Une fois cette prise de conscience effectuée, l’éclat de notre mode de vie matérialiste se ternit. Notre enthousiasme à son égard s’évapore et, comme l’humidité qui se dégage des océans, nous nous élevons vers un degré plus haut, plus spirituel de l’existence. Et quand, de cette hauteur nouvellement acquise, nous nous retournons avec consternation vers notre passé, nous formons des nuages de remords dans la haute atmosphère.
Ces nuages obscurcissent notre ciel, remplaçant notre enthousiasme par de la honte.
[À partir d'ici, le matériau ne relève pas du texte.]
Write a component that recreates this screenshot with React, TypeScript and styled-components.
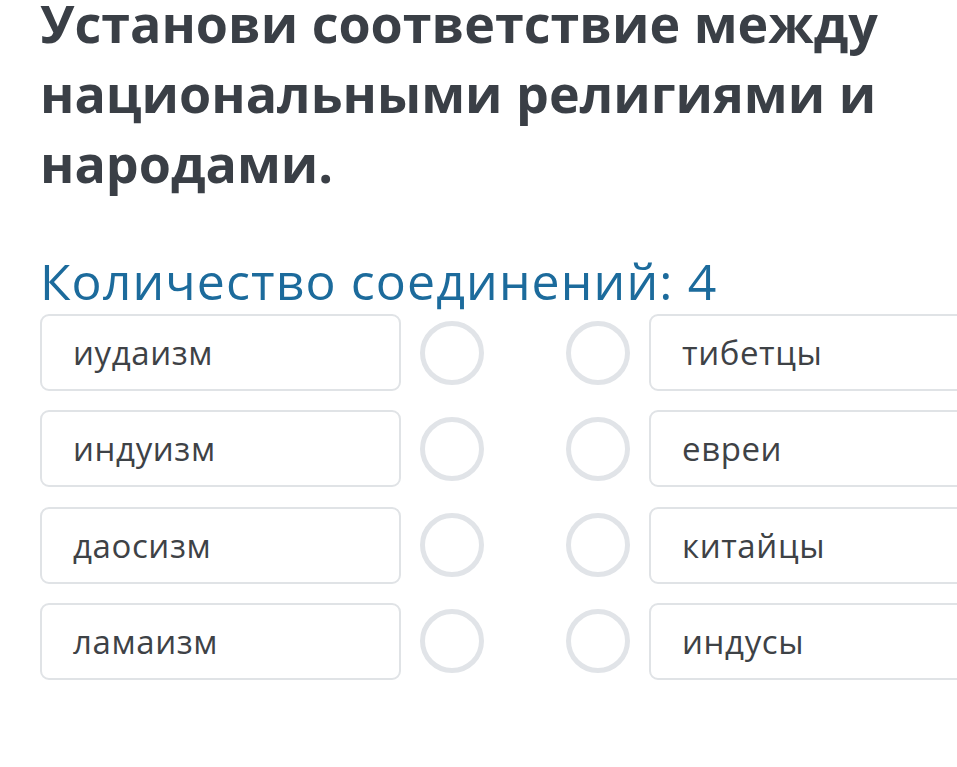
import React from "react";
import styled, { createGlobalStyle } from "styled-components";

const Global = createGlobalStyle`
  html, body { margin: 0; padding: 0; background: #ffffff; }
  body { overflow: hidden; width: 957px; height: 767px; }
`;

const Page = styled.div`
  width: 957px;
  height: 767px;
  overflow: hidden;
  padding-left: 40px;
  box-sizing: border-box;
  font-family: "Open Sans", "Noto Sans", sans-serif;
`;

const Title = styled.h1`
  margin: -12px 0 0 0;
  font-size: 52px;
  line-height: 70px;
  font-weight: 700;
  color: #3a3f46;
  letter-spacing: 0;
`;

const Count = styled.div`
  margin-top: 55px;
  font-size: 50px;
  line-height: 56px;
  font-weight: 400;
  color: #1c6b9c;
  letter-spacing: 1.1px;
`;

const List = styled.div`
  margin-top: 5px;
  display: flex;
  flex-direction: column;
  gap: 19.3px;
`;

const Row = styled.div`
  display: flex;
  align-items: center;
  gap: 19px;
  height: 77px;
`;

const Dots = styled.div`
  display: flex;
  gap: 82px;
  flex: 0 0 auto;
`;

const Card = styled.div`
  flex: 0 0 361px;
  height: 77px;
  box-sizing: border-box;
  border: 2px solid #e0e3e6;
  border-radius: 9px;
  padding-left: 31px;
  display: flex;
  align-items: center;
  font-size: 33px;
  letter-spacing: 0.6px;
  color: #3e4246;
  background: #fff;
`;

const Dot = styled.div`
  width: 64px;
  height: 64px;
  box-sizing: border-box;
  border: 5px solid #e1e4e8;
  border-radius: 50%;
`;

const left = ["иудаизм", "индуизм", "даосизм", "ламаизм"];
const right = ["тибетцы", "евреи", "китайцы", "индусы"];

export default function App() {
  return (
    <>
      <Global />
      <Page>
        <Title>
          Установи соответствие между национальными религиями и народами.
        </Title>
        <Count>Количество соединений: 4</Count>
        <List>
          {left.map((l, i) => (
            <Row key={l}>
              <Card>{l}</Card>
              <Dots>
                <Dot />
                <Dot />
              </Dots>
              <Card>{right[i]}</Card>
            </Row>
          ))}
        </List>
      </Page>
    </>
  );
}
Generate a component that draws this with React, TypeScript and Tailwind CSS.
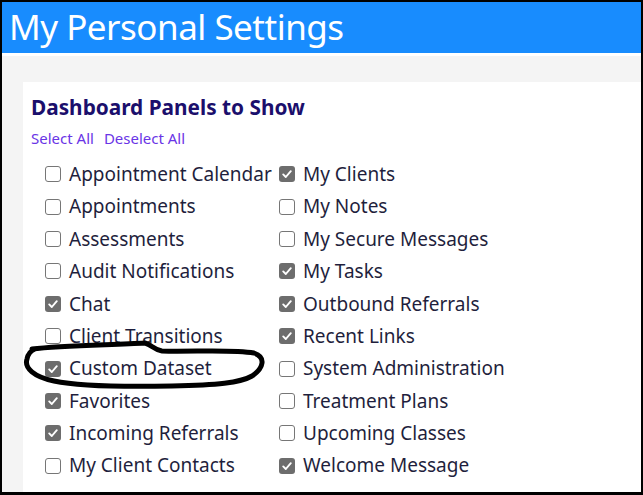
import React from 'react';

const left: [string, boolean][] = [
  ['Appointment Calendar', false],
  ['Appointments', false],
  ['Assessments', false],
  ['Audit Notifications', false],
  ['Chat', true],
  ['Client Transitions', false],
  ['Custom Dataset', true],
  ['Favorites', true],
  ['Incoming Referrals', true],
  ['My Client Contacts', false],
];

const right: [string, boolean][] = [
  ['My Clients', true],
  ['My Notes', false],
  ['My Secure Messages', false],
  ['My Tasks', true],
  ['Outbound Referrals', true],
  ['Recent Links', true],
  ['System Administration', false],
  ['Treatment Plans', false],
  ['Upcoming Classes', false],
  ['Welcome Message', true],
];

function Box({ checked }: { checked: boolean }) {
  if (checked) {
    return (
      <span className="flex h-[16px] w-[16px] shrink-0 items-center justify-center rounded-[3px] bg-[#6d6d6d]">
        <svg width="12" height="12" viewBox="0 0 12 12" fill="none">
          <path d="M2.2 6.4 L4.8 9 L9.8 3.2" stroke="white" strokeWidth="1.9" strokeLinecap="round" strokeLinejoin="round" />
        </svg>
      </span>
    );
  }
  return <span className="h-[16px] w-[16px] shrink-0 rounded-[3px] border-[1.5px] border-[#767676] bg-white" />;
}

function Column({ items, width }: { items: [string, boolean][]; width: string }) {
  return (
    <div className={`flex flex-col ${width}`}>
      {items.map(([label, checked]) => (
        <label key={label} className="flex h-[32.4px] items-center gap-[8px] whitespace-nowrap">
          <Box checked={checked} />
          <span className="text-[19px] text-[#1f1f3d]">{label}</span>
        </label>
      ))}
    </div>
  );
}

export default function App() {
  return (
    <div
      className="relative flex h-[495px] w-[643px] flex-col overflow-hidden border-t-2 border-r-2 border-b-[3px] border-l-2 border-black bg-[#f4f4f4]"
      style={{ fontFamily: '"Noto Sans", "Open Sans", sans-serif' }}
    >
      <header className="h-[54px] shrink-0 border-b-[3px] border-white bg-[#188cfe] pl-[7px]">
        <h1 className="text-[35px] leading-[50px] tracking-[-0.5px] text-white">My Personal Settings</h1>
      </header>

      <div className="flex flex-1 pt-[26px] pl-[21px]">
        <section className="flex-1 bg-white pl-[8px] pt-[11px]">
          <h2 className="text-[20.8px] font-bold leading-[28px] text-[#1b0f6c]">Dashboard Panels to Show</h2>
          <div className="mt-[6px] flex gap-[10px] text-[15px] leading-[22px] text-[#6a35e6]">
            <a>Select All</a>
            <a>Deselect All</a>
          </div>
          <div className="mt-[9px] flex pl-[14px]">
            <Column items={left} width="w-[234px]" />
            <Column items={right} width="w-[300px]" />
          </div>
        </section>
      </div>

      <svg className="pointer-events-none absolute left-0 top-0" width="643" height="495" viewBox="0 0 643 495" fill="none">
        <path
          d="M30 347 C 60 343, 110 343, 143 341 C 150 343, 152 348, 160 349 C 190 350, 230 347, 252 351 C 264 355, 262 366, 250 374 C 238 381, 215 383, 170 384 C 120 385, 75 384, 52 379 C 32 375, 22 366, 25 357 C 26 352, 28 349, 33 347"
          stroke="black"
          strokeWidth="5"
          strokeLinecap="round"
          strokeLinejoin="round"
        />
      </svg>
    </div>
  );
}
Mais il ne faut pas leur permettre de rester en place. Des gouttes d’inspirations doivent rapidement perler dans notre cœur et précipiter un épanchement torrentiel d’amour pour D.ieu et nous conduire à étudier la Torah et à observer ses commandements, les Mitsvot.
Désirs spontanés, réponse consciente
Connaissant la nature instable de l’homme, Moïse savait que rares seraient ceux qui parviendraient à maintenir un haut degré de dévotion. C’est pourquoi il a demandé à D.ieu que notre inspiration ruisselle comme la pluie.
Il a demandé à D.ieu de considérer notre pénitence comme les gouttes de pluie qui se forment à partir des vapeurs venues d’en bas, sachant qu’elle nous élèverait jusqu’à provoquer en nous un déferlement d’amour pour D.ieu.
Mais D.ieu répondit que cette inspiration s’égoutterait plutôt comme la rosée.
La rosée se forme au sol et n’implique pas la montée de la vapeur. D.ieu signifia en cela qu’Il susciterait notre inspiration « en bas », indépendamment des choix que nous ferions : lorsqu’Il constate que nous nous écartons des voies de la Torah, Il n’attend pas que « nos vapeurs s’élèvent », c’est-à-dire que nous fassions acte de repentance. Au lieu de cela, Il instille dans notre âme une goutte d’inspiration et éveille en nous le désir d’une Mitsva.
Il est, en effet, certains moments où nous ressentons un désir subit et inexplicable de nous rapprocher de D.ieu. Soudain, nous voulons assister à un office à la synagogue ou participer à un cours de Torah. Nous avons envie d’allumer les bougies de Chabbat ou de faire un don à une œuvre charitable. Ces désirs apparaissent spontanément, sans être suscités par rien que nous ayons vu ou entendu. C’est D.ieu qui est à l’initiative de ces « gouttes de rosée », elles ne proviennent pas de notre propre « élévation ».
Cependant, si c’est D.ieu qui suscite le désir, Il nous laisse le soin de le réaliser. Nous avons alors le choix entre deux options : nous pouvons nous restreindre à cette unique inspiration, ou bien nous pouvons mettre celle-ci à profit pour en stimuler d’autres qui nous conduiront à accomplir d’autres Mitsvot.
En d’autres termes, nous pouvons soit faire de la pluie, soit attendre la prochaine rosée.
Faisons donc pleuvoir.
Cet essai est basé sur le discours de Rabbi Chnéour Zalman de Lyadi figurant dans son œuvre Likoutei Torah, p. 73b.